Written statement of the FIDH on Cambodia, at the 9th session of the Human Rights Council

12/09/2008
Press release

International Federation for Human Rights (FIDH)1 – ECOSOC specific status
Simia Ahmadi
FIDH Representative to the United Nations
Phone: (+41) 22 700 12 88
E-mail: sahmadi@fidh.org

Language: ENGLISH

HUMAN RIGHTS COUNCIL
Ninth session
Item 3 : RRI SRSG Cambodia

Continuing poor human rights situation in Cambodia
and the need for the ongoing UN engagement

The International Federation for Human Rights (FIDH) and its affiliated members2 in Cambodia, the Cambodian League for the Promotion & Defense of Human Rights (LICADHO) and the Cambodian Human Rights & Development Association (ADHOC), fully support the renewal of the mandate of the Secretary General’s Special Representative for Human Rights in Cambodia. We wish to draw the Council’s attention to the compelling reasons why this mandate is not only justified but still crucial.

The human rights situation in Cambodia remains grave, characterized by systematic human rights violations, a pervasive climate of impunity and an absence of rule of law. A growing land crisis, in which tens of thousands of people have been evicted, jeopardizes social and economic stability. Human rights defenders are routinely harassed and imprisoned or worse. The judiciary is still not independent. There are no truly independent institutions to provide any meaningful checks and balances on the ruling party which means the Cambodian political system increasingly resembles to a one-party State.

In this context, there is a pressing need for continued engagement with Cambodia by UN human rights mechanisms to the fullest extent possible. The position of the Secretary-General’s Special Representative on human rights, in particular, is the most important as it offers an unique avenue for dialogue with the Royal Cambodian Government, ensuring that the international community is objectively informed of the human rights situation on the ground, and, most importantly, assisting the Government in enhancing the independence of the judiciary and establishing an independent Human Rights Commission, and conveying support and protection to local human rights groups and activists.

Now would be an especially unfortunate time for the Special Representative’s mandate to be abolished or downgraded, as Cambodia is at a precarious crossroads.

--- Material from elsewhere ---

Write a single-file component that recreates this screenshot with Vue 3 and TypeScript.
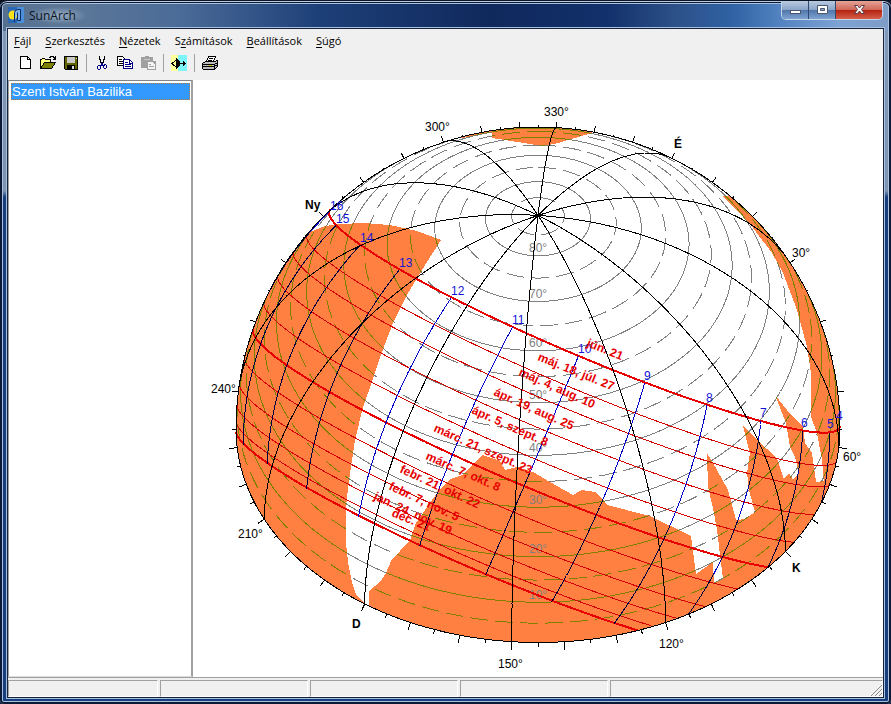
<script setup lang="ts">
type Pt = [number, number]
interface Label { text: string; x: number; y: number; bold?: boolean }
interface DateLabel { text: string; x: number; y: number; angle: number }

const menus = [
  { key: 'F', before: '', after: 'ájl' },
  { key: 'S', before: '', after: 'zerkesztés' },
  { key: 'N', before: '', after: 'ézetek' },
  { key: 'z', before: 'S', after: 'ámítások' },
  { key: 'B', before: '', after: 'eállítások' },
  { key: 'S', before: '', after: 'úgó' },
]

// Orthographic view of the sky dome, camera at azimuth 145°, 45° above the horizon.
const cx = 538
const cy = 429
const R = 302
const rad = Math.PI / 180
const cameraAz = 145 * rad
const latitude = 47.5 * rad
const tilt = Math.SQRT1_2

function project(n: number, e: number, u: number): Pt | null {
  const front = n * Math.cos(cameraAz) + e * Math.sin(cameraAz)
  const right = n * Math.sin(cameraAz) - e * Math.cos(cameraAz)
  if (u < -0.001 || front + u < -0.001) return null
  return [cx + R * right, cy + R * tilt * (front - u)]
}

function horizontal(az: number, alt: number): Pt | null {
  const c = Math.cos(alt * rad)
  return project(c * Math.cos(az * rad), c * Math.sin(az * rad), Math.sin(alt * rad))
}

function sun(hour: number, dec: number): Pt | null {
  const h = (hour - 11.73) * 15 * rad
  const d = dec * rad
  const u = Math.sin(latitude) * Math.sin(d) + Math.cos(latitude) * Math.cos(d) * Math.cos(h)
  const n = Math.cos(latitude) * Math.sin(d) - Math.sin(latitude) * Math.cos(d) * Math.cos(h)
  return project(n, -Math.cos(d) * Math.sin(h), u)
}

function trace(from: number, to: number, step: number, f: (t: number) => Pt | null): string {
  let path = ''
  let open = false
  const count = Math.round((to - from) / step)
  for (let i = 0; i <= count; i++) {
    const p = f(from + i * step)
    if (p) path += `${open ? 'L' : 'M'}${p[0].toFixed(1)} ${p[1].toFixed(1)}`
    open = p !== null
  }
  return path
}

const altitudes = Array.from({ length: 17 }, (_, i) => (i + 1) * 5).map((alt) => ({
  dashed: alt % 10 === 5,
  d: trace(-35, 325, 1, (az) => horizontal(az, alt)),
}))

const meridians = Array.from({ length: 12 }, (_, i) => trace(0, 90, 0.5, (alt) => horizontal(i * 30, alt)))

const sunPaths = [
  { dec: 23.44, thick: true },
  { dec: 17.2, thick: false },
  { dec: 13.1, thick: false },
  { dec: 7.7, thick: false },
  { dec: 2, thick: false },
  { dec: -3.6, thick: true },
  { dec: -9.1, thick: false },
  { dec: -14.2, thick: false },
  { dec: -18.2, thick: false },
  { dec: -21.3, thick: false },
  { dec: -23.2, thick: true },
].map(({ dec, thick }) => ({ thick, d: trace(2, 22, 0.05, (h) => sun(h, dec)) }))

const hourLines = Array.from({ length: 17 }, (_, i) => trace(-23.44, 23.44, 0.2, (dec) => sun(i + 4, dec)))

const ticks = Array.from({ length: 72 }, (_, i) => {
  const theta = cameraAz - i * 5 * rad
  const c = Math.cos(theta)
  const behind = c < 0
  const alt = behind ? Math.atan(-c) : 0
  const x = R * Math.cos(alt) * Math.sin(theta)
  const y = R * tilt * (Math.cos(alt) * c - Math.sin(alt))
  const nx = x
  const ny = behind ? y : y * 2
  const length = (i % 2 ? 4 : 8) - (behind ? 2 : 0)
  const size = length / Math.hypot(nx, ny)
  return `M${(cx + x).toFixed(1)} ${(cy + y).toFixed(1)}l${(nx * size).toFixed(1)} ${(ny * size).toFixed(1)}`
}).join('')

const outline = `M${cx - R} ${cy}A${R} ${R} 0 0 1 ${cx + R} ${cy}A${R} ${R * tilt} 0 0 1 ${cx - R} ${cy}Z`

// Surrounding buildings and terrain that cover the sky.
const obstacles = [
  'M310 232L325 226L340 224L363 223L390 225L417 231L441 240L427 262L408 293L393 323L382 352L372 382L363 407L355 440L349 480L346 507L346 543L348 562L352 582L356 595L365 603L340 620L200 560L200 300Z',
  'M369 606V591L380 582L386 573L391 561L410 540L416 523L437 493L450 479L462 475L477 460L483 455L500 461L505 470L517 467L533 472L550 482L573 495L582 490L595 492L602 498L607 505L650 516L691 536L696 574L713 562L714 583L723 579L717 530L713 508L708 487L707 453L717 470L728 490L736 520L745 519L755 512L749 490L747 473L750 453L747 442L743 426L757 440L777 458L784 479L789 473L793 480L799 473L795 457L790 447L786 423L775 395L787 410L803 427L805 443L812 453L816 482L824 481L822 460L817 433L811 417V373L807 347L797 310L783 273L772 253L753 228L737 210L722 196L735 196L900 250V660H369Z',
  'M462 138L492 132V138L543 146L558 143L592 133L592 120H462Z',
].join('')

const rimLabels: Label[] = [
  { text: '300°', x: 425, y: 131 },
  { text: '330°', x: 544, y: 116 },
  { text: 'É', x: 674, y: 148, bold: true },
  { text: '30°', x: 792, y: 257 },
  { text: '60°', x: 843, y: 461 },
  { text: 'K', x: 792, y: 572, bold: true },
  { text: '120°', x: 659, y: 648 },
  { text: '150°', x: 498, y: 668 },
  { text: 'D', x: 352, y: 628, bold: true },
  { text: '210°', x: 238, y: 538 },
  { text: '240°', x: 211, y: 393 },
  { text: 'Ny', x: 305, y: 209, bold: true },
]

const altLabels: Label[] = [
  { text: '80°', x: 529, y: 252 },
  { text: '70°', x: 529, y: 298 },
  { text: '60°', x: 529, y: 347 },
  { text: '50°', x: 529, y: 399 },
  { text: '40°', x: 529, y: 452 },
  { text: '30°', x: 529, y: 504 },
  { text: '20°', x: 529, y: 553 },
  { text: '10°', x: 529, y: 599 },
]

const hourLabels: Label[] = [
  { text: '16', x: 330, y: 210 },
  { text: '15', x: 336, y: 223 },
  { text: '14', x: 360, y: 242 },
  { text: '13', x: 399, y: 267 },
  { text: '12', x: 451, y: 295 },
  { text: '11', x: 512, y: 324 },
  { text: '10', x: 578, y: 353 },
  { text: '9', x: 644, y: 380 },
  { text: '8', x: 706, y: 402 },
  { text: '7', x: 760, y: 417 },
  { text: '6', x: 801, y: 427 },
  { text: '5', x: 827, y: 428 },
  { text: '4', x: 836, y: 420 },
]

const dateLabels: DateLabel[] = [
  { text: 'jún. 21', x: 586, y: 346, angle: 22 },
  { text: 'máj. 18, júl. 27', x: 537, y: 360, angle: 22 },
  { text: 'máj. 4, aug. 10', x: 518, y: 375, angle: 24 },
  { text: 'ápr. 19, aug. 25', x: 493, y: 395, angle: 24 },
  { text: 'ápr. 5, szept. 8', x: 471, y: 413, angle: 24 },
  { text: 'márc. 21, szept. 23', x: 433, y: 431, angle: 24 },
  { text: 'márc. 7, okt. 8', x: 425, y: 459, angle: 24 },
  { text: 'febr. 21, okt. 22', x: 399, y: 472, angle: 25 },
  { text: 'febr. 7, nov. 5', x: 388, y: 489, angle: 25 },
  { text: 'jan. 24, nov. 19', x: 373, y: 499, angle: 25 },
  { text: 'déc. 21', x: 391, y: 516, angle: 22 },
]
</script>

<template>
  <div class="window">
    <header class="titlebar">
      <svg class="app-icon" width="16" height="16" viewBox="0 0 16 16">
        <rect width="16" height="16" fill="#2a67b5" />
        <rect x="9" width="7" height="16" fill="#4a8fd8" />
        <circle cx="5" cy="8" r="4.500" fill="#ffe11a" />
        <path d="M6.500 15V5.500Q7 2.500 10 2.500h2.500v11h-3V5.500" fill="#7db4ea" stroke="#0b2a66" />
      </svg>
      <span class="title">SunArch</span>
      <div class="caption">
        <button class="cap" aria-label="Minimize">
          <svg width="13" height="12" viewBox="0 0 13 12"><rect x="1.500" y="6.500" width="10" height="3" fill="#fff" stroke="#4a566c" /></svg>
        </button>
        <button class="cap" aria-label="Maximize">
          <svg width="13" height="12" viewBox="0 0 13 12"><path d="M1.500 1.500h10v8h-10zM4.500 4.500v2h4v-2z" fill="#fff" fill-rule="evenodd" stroke="#4a566c" /></svg>
        </button>
        <button class="cap close" aria-label="Close">
          <svg width="13" height="12" viewBox="0 0 13 12"><path d="M1.500 1.500h3L6.500 4l2-2.500h3L8.500 5.500l3 4h-3L6.500 7l-2 2.500h-3l3-4z" fill="#fff" stroke="#5a3a44" /></svg>
        </button>
      </div>
    </header>

    <div class="client">
      <nav class="menubar">
        <button v-for="m in menus" :key="m.before + m.key + m.after">{{ m.before }}<u>{{ m.key }}</u>{{ m.after }}</button>
      </nav>

      <div class="toolbar">
        <button aria-label="New">
          <svg width="16" height="16" viewBox="0 0 16 16" shape-rendering="crispEdges"><path d="M3.500 1.500h7l3 3v9h-10z" fill="#fff" stroke="#000" /><path d="M10.500 1.500v3h3" fill="none" stroke="#000" /></svg>
        </button>
        <button aria-label="Open">
          <svg width="16" height="16" viewBox="0 0 16 16" shape-rendering="crispEdges"><path d="M.5 13.500v-9h1l1-1h2l1 1h5v3H5z" fill="#ffff80" stroke="#000" /><path d="M.5 13.500l4-6h11l-4 6z" fill="#808000" stroke="#000" /><path d="M9 2.500h1v-1h3v1h1v1h1M15.500 1v4M13 4.500h3" fill="none" stroke="#000" /></svg>
        </button>
        <button aria-label="Save">
          <svg width="16" height="16" viewBox="0 0 16 16" shape-rendering="crispEdges"><path d="M1.500 1.500h13v13h-12l-1-1z" fill="#666600" stroke="#000" /><path d="M4 2h8v6H4z" fill="#c8c8c8" /><path d="M4 10h8v4H4z" fill="#000" /><path d="M9 11h2v3H9z" fill="#ddd" /><path d="M13 3h1v1h-1z" fill="#ddd" /></svg>
        </button>
        <i class="sep"></i>
        <button aria-label="Cut">
          <svg width="16" height="16" viewBox="0 0 16 16" shape-rendering="crispEdges"><path d="M5.500 1v3l1 1v2l1 1v1M10.500 1v3l-1 1v2l-1 1v1" fill="none" stroke="#000" /><path d="M7.500 8v2l-1 1M8.500 8v2h2M4.500 10.500h1l1 1v2l-1 1h-1l-1-1v-2zM10.500 9.500h1l1 1v2l-1 1h-1l-1-1v-2z" fill="none" stroke="#000080" /></svg>
        </button>
        <button aria-label="Copy">
          <svg width="16" height="16" viewBox="0 0 16 16" shape-rendering="crispEdges"><path d="M.5 1.500h5l3 3v6h-8z" fill="#fff" stroke="#000" /><path d="M2 4.500h3M2 6.500h4M2 8.500h4" stroke="#000" /><path d="M6.500 4.500h6l3 3v6h-9z" fill="#fff" stroke="#000080" /><path d="M8 7.500h3M8 9.500h6M8 11.500h6M12.500 5v3h3" fill="none" stroke="#000080" /></svg>
        </button>
        <button aria-label="Paste" disabled>
          <svg width="16" height="16" viewBox="0 0 16 16" shape-rendering="crispEdges"><path d="M1 2h4V1h4v1h4v4h3v9H7v-2H1z" fill="#a0a0a0" /><path d="M8 7h4l3 3v4H8z" fill="#f4f4f4" /><path d="M9 9.500h2M9 11.500h5" stroke="#a0a0a0" /><path d="M4 4.500h6" stroke="#c8c8c8" /></svg>
        </button>
        <i class="sep"></i>
        <button aria-label="View direction">
          <svg width="16" height="16" viewBox="0 0 16 16" shape-rendering="crispEdges"><path d="M0 0h7v16H0z" fill="#ffff99" /><path d="M7 0h9v16H7z" fill="#7df5fb" /><path d="M5.500 3v2L1 8.500l4.500 4V14" fill="none" stroke="#000" /><path d="M5 4h1l3 3v3l-3 3H5z" fill="#000" /><path d="M9 8.500h6M12.500 6v5M13.500 7v3" stroke="#000" /></svg>
        </button>
        <i class="sep"></i>
        <button aria-label="Print">
          <svg width="16" height="16" viewBox="0 0 16 16" shape-rendering="crispEdges"><path d="M4.500 6.500l2-5h7l-2 5" fill="#fff" stroke="#000" /><path d="M7 3.500h4M6 5.500h4" stroke="#000" /><path d="M.5 8.500l3-2h9l3-1v6l-3 3h-11l-1-1z" fill="#bcbcbc" stroke="#000" /><path d="M1 9.500h11M1 11.500h11M12.500 9v5M13 8.500h2M13 10.500h2" stroke="#000" /><path d="M7 10.500h3" stroke="#cccc00" /></svg>
        </button>
      </div>

      <main class="body">
        <aside class="tree">
          <button class="node">Szent István Bazilika</button>
        </aside>
        <svg class="dome" viewBox="193 80 690 597">
          <defs>
            <clipPath id="sky"><path :d="outline" /></clipPath>
            <clipPath id="covered"><path :d="obstacles" /></clipPath>
          </defs>
          <g clip-path="url(#sky)" shape-rendering="crispEdges"><path :d="obstacles" class="obstacle" /></g>
          <g class="altitude">
            <path v-for="(a, i) in altitudes" :key="i" :d="a.d" :class="{ dashed: a.dashed }" />
          </g>
          <g class="altitude olive" clip-path="url(#covered)">
            <path v-for="(a, i) in altitudes" :key="i" :d="a.d" :class="{ dashed: a.dashed }" />
          </g>
          <g class="grey-text">
            <text v-for="l in altLabels" :key="l.text" :x="l.x" :y="l.y">{{ l.text }}</text>
          </g>
          <g class="sun-path">
            <path v-for="(s, i) in sunPaths" :key="i" :d="s.d" :class="{ thick: s.thick }" />
          </g>
          <g class="hour"><path v-for="(h, i) in hourLines" :key="i" :d="h" /></g>
          <g class="hour dark" clip-path="url(#covered)"><path v-for="(h, i) in hourLines" :key="i" :d="h" /></g>
          <g class="meridian">
            <path v-for="(m, i) in meridians" :key="i" :d="m" />
            <path :d="outline" />
            <path :d="ticks" />
          </g>
          <text v-for="l in rimLabels" :key="l.text" :x="l.x" :y="l.y" :class="{ bold: l.bold }">{{ l.text }}</text>
          <g class="hour-text">
            <text v-for="l in hourLabels" :key="l.text" :x="l.x" :y="l.y">{{ l.text }}</text>
          </g>
          <g class="date-text">
            <text v-for="l in dateLabels" :key="l.text" :transform="`translate(${l.x} ${l.y}) rotate(${l.angle})`">{{ l.text }}</text>
          </g>
        </svg>
      </main>

      <footer class="status">
        <span class="first"></span><span></span><span></span><span></span>
        <span class="last">
          <svg width="12" height="12" viewBox="0 0 12 12"><path d="M1 12L12 1M5 12l7-7M9 12l3-3" stroke="#8c8c8c" /></svg>
        </span>
      </footer>
    </div>
  </div>
</template>

<style>
body { margin: 0; background: #0a1226; }
</style>

<style scoped>
* { box-sizing: border-box; }
.window {
  height: 100vh;
  display: flex;
  flex-direction: column;
  padding: 0 8px 7px;
  border: 1px solid #0c1526;
  border-width: 1px 0 0;
  border-radius: 7px 7px 4px 4px;
  background: linear-gradient(90deg, #55708f 0, #5c7798 8%, #4b6c98 20%, #1d3f78 36%, #10295c 55%, #12306b 68%, #2d5189 76%, #2f61a3 82%, #5585c2 88%, #7da2d4 94%, #7e9cc6 100%) top / 100% 30px no-repeat,
    linear-gradient(180deg, #8298b4 0, #7d94b2 190px, #173d7c 196px, #173d7c 100%);
  box-shadow: inset 0 1px 0 #b9c9df, inset 0 0 0 2px #0d1a36, inset 0 0 0 3px #a9c2e0;
}
button { border: 0; padding: 0; margin: 0; background: none; font: inherit; color: inherit; }
.titlebar { height: 28px; display: flex; align-items: center; gap: 5px; flex: none; }
.title {
  font: 12px "Open Sans", sans-serif;
  color: #0c1522;
  padding: 0 12px 0 0;
  background: radial-gradient(closest-side, rgb(190 208 225 / 60%), transparent);
}
.caption {
  margin-left: auto;
  align-self: flex-start;
  display: flex;
  height: 19px;
  border: 1px solid #c4d5ea;
  border-top: 0;
  border-radius: 0 0 5px 5px;
  overflow: hidden;
}
.cap {
  width: 27px;
  display: flex;
  align-items: center;
  justify-content: center;
  border-right: 1px solid #30496e;
  background: linear-gradient(#b9cae0, #8ba5c8 48%, #4f75a8 50%, #7ea3d2);
}
.close { width: 46px; border: 0; background: linear-gradient(#e5a496, #d0685a 48%, #b3200f 50%, #d5604a); }
.client {
  flex: 1;
  min-height: 0;
  display: flex;
  flex-direction: column;
  background: #f0f0f0;
  box-shadow: 0 0 0 1px #16233d, 0 0 0 2px #a7c0df;
}
.menubar { height: 23px; display: flex; align-items: center; gap: 14px; padding-left: 6px; font: 11px "Open Sans", sans-serif; color: #000; }
.menubar u { text-underline-offset: 2px; }
.toolbar { height: 28px; display: flex; align-items: center; padding: 0 0 6px 5px; }
.toolbar button { width: 23px; height: 22px; display: flex; align-items: center; justify-content: center; }
.sep { width: 8px; height: 18px; display: flex; justify-content: center; }
.sep::before { content: ""; width: 1px; background: #a0a0a0; }
.body { flex: 1; min-height: 0; display: flex; background: #fff; }
.tree { width: 185px; flex: none; padding: 2px 1px 2px 2px; border: 1px solid #a0a0a0; border-color: #848484 #a0a0a0 #dcdcdc #a0a0a0; border-right-width: 2px; }
.node {
  display: block;
  width: 100%;
  height: 17px;
  text-align: left;
  color: #fff;
  background: #3399ff;
  border: 1px dotted #b97a3a;
  font: 13px/15px "Liberation Sans", Arial, sans-serif;
}
.dome { flex: 1; min-width: 0; height: 100%; display: block; font: 12px "Liberation Sans", Arial, sans-serif; }
.dome path { fill: none; }
.dome .obstacle { fill: #ff8040; }
.altitude path { stroke: #808080; shape-rendering: crispEdges; }
.altitude.olive path { stroke: #808000; }
.altitude .dashed { stroke-dasharray: 18 7; }
.sun-path path { stroke: #d40000; shape-rendering: crispEdges; }
.sun-path .thick { stroke: #e80000; stroke-width: 2; }
.hour path { stroke: #0000c8; shape-rendering: crispEdges; }
.hour.dark path { stroke: #000040; }
.meridian path { stroke: #000; shape-rendering: crispEdges; }
.bold { font-weight: bold; }
.grey-text { fill: #808080; }
.hour-text { fill: #1414d8; }
.date-text { fill: #e60000; font-weight: bold; }
.status { height: 20px; display: flex; gap: 2px; padding-top: 2px; border-top: 1px solid #a0a0a0; }
.status span { width: 148px; border: 1px solid #a0a0a0; border-color: #a0a0a0 #fff #fff #a0a0a0; }
.status .first { width: 150px; }
.status .last { flex: 1; display: flex; justify-content: flex-end; align-items: flex-end; }
</style>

Recent developments are increasingly raising fears of a return to a one-party state. In national elections held in July - elections which, as the European Union observation mission concluded, failed to meet "key international standards for democratic elections" - the ruling Cambodian People’s Party (CPP) won an overwhelming majority. The CPP is now in its strongest-ever position in parliament, with enough seats to give it sweeping powers including to change the country’s Constitution at will. The parliament has long been feeble and prone to bullying by the CPP but, as a forum for debate and scrutiny of government policy, it now seems destined to fall to new depths. Other institutions which should provide accountability, such as the Constitutional Council and the Supreme Council of Magistracy, have long been similarly tethered to the CPP.

The assassination of opposition newspaper journalist Khim Sambo two weeks before the elections demonstrates the stark limits to freedom of expression in Cambodia, and the risks faced by news media and other human rights defenders. Those responsible for this crime have not been arrested. A least nine other journalists have been murdered because of their work in the past 15 years, and none of the perpetrators have been brought to justice. Such impunity remains the most pervasive and destructive facet of the human rights problem in Cambodia, with numerous assassinations and other serious crimes going unpunished. They include the 2007 murder of trade unionist Hy Vuthy, who along with Ros Sovannareth and Chea Vichea was the third official from the same union to be shot in three years. The case of Chea Vichea, assassinated in 2004, remains the most blatant example of impunity, miscarriage of justice and executive interference in the judiciary. His killers walk free while two innocent, who were clumsily framed by the police and convicted by the judiciary in an unfair trial, remain in prison despite overwhelming evidence of their innocence.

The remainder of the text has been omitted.